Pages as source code
=====
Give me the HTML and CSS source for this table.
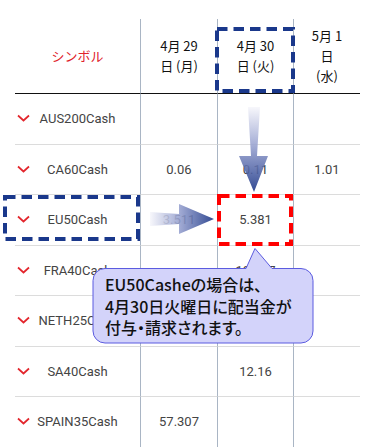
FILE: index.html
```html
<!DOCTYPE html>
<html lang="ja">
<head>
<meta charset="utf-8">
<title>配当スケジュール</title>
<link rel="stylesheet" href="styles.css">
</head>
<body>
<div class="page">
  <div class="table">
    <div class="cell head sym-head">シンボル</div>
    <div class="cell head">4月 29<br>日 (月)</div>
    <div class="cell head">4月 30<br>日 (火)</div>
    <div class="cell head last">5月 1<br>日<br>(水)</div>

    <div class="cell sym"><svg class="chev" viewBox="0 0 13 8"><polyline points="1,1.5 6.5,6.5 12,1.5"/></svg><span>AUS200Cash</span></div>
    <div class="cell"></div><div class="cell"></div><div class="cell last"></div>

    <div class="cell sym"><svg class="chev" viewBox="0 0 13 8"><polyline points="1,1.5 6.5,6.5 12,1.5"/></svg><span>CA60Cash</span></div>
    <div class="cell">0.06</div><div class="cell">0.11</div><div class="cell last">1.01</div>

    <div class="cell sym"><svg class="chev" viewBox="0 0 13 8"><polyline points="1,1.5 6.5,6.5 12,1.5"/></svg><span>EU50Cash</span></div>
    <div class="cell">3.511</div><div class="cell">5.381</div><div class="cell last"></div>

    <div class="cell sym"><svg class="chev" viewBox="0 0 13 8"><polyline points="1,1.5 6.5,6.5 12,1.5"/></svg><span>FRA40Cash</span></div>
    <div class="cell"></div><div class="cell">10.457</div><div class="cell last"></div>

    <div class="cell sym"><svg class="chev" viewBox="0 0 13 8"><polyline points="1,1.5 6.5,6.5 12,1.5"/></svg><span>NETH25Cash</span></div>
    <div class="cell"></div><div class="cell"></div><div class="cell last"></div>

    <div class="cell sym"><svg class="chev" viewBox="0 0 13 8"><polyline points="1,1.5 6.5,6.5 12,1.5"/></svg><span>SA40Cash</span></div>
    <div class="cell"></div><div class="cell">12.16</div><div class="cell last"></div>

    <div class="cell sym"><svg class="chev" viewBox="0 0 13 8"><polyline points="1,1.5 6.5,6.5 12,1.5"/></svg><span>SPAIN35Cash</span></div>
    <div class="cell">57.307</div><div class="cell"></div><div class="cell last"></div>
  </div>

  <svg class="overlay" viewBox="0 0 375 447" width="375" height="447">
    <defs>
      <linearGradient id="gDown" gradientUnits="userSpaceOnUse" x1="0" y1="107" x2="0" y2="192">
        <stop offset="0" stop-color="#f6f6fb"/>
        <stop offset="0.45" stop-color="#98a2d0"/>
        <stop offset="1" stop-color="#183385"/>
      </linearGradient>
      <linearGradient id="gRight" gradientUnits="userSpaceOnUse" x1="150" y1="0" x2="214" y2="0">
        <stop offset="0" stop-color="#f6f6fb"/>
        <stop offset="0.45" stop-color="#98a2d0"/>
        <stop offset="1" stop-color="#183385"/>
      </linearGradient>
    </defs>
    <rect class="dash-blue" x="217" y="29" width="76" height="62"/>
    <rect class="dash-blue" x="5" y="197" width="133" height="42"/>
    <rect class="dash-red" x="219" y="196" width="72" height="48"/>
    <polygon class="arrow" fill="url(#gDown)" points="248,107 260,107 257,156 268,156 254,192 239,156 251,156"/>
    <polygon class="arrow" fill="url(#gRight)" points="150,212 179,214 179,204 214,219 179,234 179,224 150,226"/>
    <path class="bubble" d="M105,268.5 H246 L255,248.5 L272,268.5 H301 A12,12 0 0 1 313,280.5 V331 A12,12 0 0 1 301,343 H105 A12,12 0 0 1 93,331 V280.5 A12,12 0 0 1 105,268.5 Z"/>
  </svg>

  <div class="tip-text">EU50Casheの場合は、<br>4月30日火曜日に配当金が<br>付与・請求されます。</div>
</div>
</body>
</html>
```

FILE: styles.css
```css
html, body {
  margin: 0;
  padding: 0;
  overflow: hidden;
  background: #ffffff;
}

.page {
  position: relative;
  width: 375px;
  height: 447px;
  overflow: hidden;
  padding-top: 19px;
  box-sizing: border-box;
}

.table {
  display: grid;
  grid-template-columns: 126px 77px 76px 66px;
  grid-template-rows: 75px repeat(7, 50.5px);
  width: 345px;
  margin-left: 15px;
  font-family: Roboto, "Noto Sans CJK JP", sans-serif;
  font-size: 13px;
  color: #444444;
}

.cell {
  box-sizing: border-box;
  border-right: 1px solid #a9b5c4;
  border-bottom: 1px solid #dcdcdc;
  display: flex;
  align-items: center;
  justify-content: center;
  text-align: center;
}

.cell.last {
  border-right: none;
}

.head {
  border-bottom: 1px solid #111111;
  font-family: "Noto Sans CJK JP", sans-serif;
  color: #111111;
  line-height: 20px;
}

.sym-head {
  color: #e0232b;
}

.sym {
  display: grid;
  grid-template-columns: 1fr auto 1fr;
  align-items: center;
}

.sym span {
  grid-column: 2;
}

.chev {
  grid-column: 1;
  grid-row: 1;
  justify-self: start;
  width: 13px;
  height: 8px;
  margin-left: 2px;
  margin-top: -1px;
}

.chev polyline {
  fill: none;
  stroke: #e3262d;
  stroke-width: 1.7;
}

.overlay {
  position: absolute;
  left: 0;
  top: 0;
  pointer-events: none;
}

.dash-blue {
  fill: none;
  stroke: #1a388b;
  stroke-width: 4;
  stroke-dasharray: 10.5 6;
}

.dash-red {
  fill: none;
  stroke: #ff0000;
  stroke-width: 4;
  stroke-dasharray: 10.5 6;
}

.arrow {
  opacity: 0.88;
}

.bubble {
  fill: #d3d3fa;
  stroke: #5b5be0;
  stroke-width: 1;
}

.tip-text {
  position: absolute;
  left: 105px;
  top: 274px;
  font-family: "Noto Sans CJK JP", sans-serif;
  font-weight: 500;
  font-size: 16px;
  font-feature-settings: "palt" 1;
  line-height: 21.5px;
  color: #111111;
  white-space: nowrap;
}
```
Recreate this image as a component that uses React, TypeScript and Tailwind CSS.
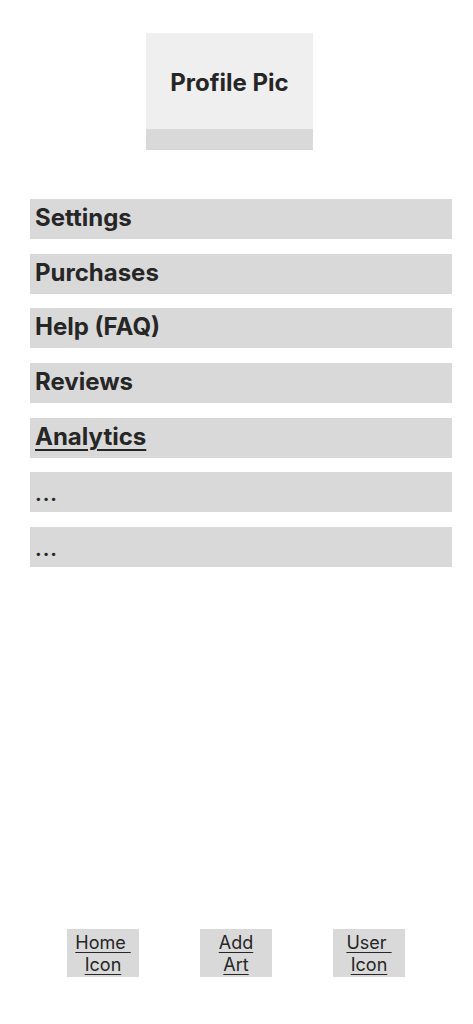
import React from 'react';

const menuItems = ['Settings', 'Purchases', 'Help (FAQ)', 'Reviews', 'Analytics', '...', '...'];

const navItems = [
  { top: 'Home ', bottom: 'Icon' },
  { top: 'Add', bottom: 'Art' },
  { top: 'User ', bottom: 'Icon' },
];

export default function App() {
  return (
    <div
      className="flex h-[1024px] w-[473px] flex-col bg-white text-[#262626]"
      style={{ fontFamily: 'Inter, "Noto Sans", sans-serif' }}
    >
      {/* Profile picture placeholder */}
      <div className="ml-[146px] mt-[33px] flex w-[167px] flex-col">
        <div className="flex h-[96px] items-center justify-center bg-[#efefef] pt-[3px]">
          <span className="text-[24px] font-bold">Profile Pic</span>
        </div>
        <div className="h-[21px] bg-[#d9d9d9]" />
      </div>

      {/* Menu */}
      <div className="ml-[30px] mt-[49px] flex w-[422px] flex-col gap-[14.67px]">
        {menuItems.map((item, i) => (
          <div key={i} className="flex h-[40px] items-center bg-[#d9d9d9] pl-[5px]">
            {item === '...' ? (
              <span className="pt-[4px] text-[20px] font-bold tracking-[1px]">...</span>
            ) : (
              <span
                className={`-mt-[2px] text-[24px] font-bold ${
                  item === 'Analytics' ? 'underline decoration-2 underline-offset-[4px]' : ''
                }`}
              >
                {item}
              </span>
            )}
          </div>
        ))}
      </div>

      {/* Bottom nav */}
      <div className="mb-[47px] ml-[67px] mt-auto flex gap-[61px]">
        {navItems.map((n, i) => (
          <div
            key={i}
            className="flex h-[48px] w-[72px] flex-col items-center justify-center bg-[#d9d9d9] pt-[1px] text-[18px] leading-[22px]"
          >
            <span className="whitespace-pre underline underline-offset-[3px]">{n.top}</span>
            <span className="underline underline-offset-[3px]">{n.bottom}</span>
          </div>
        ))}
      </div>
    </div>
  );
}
=====
▶ [Given request] Count the lines in the records above that contain the word "React", and reply with only that number.

▶ [Exercise solution] 2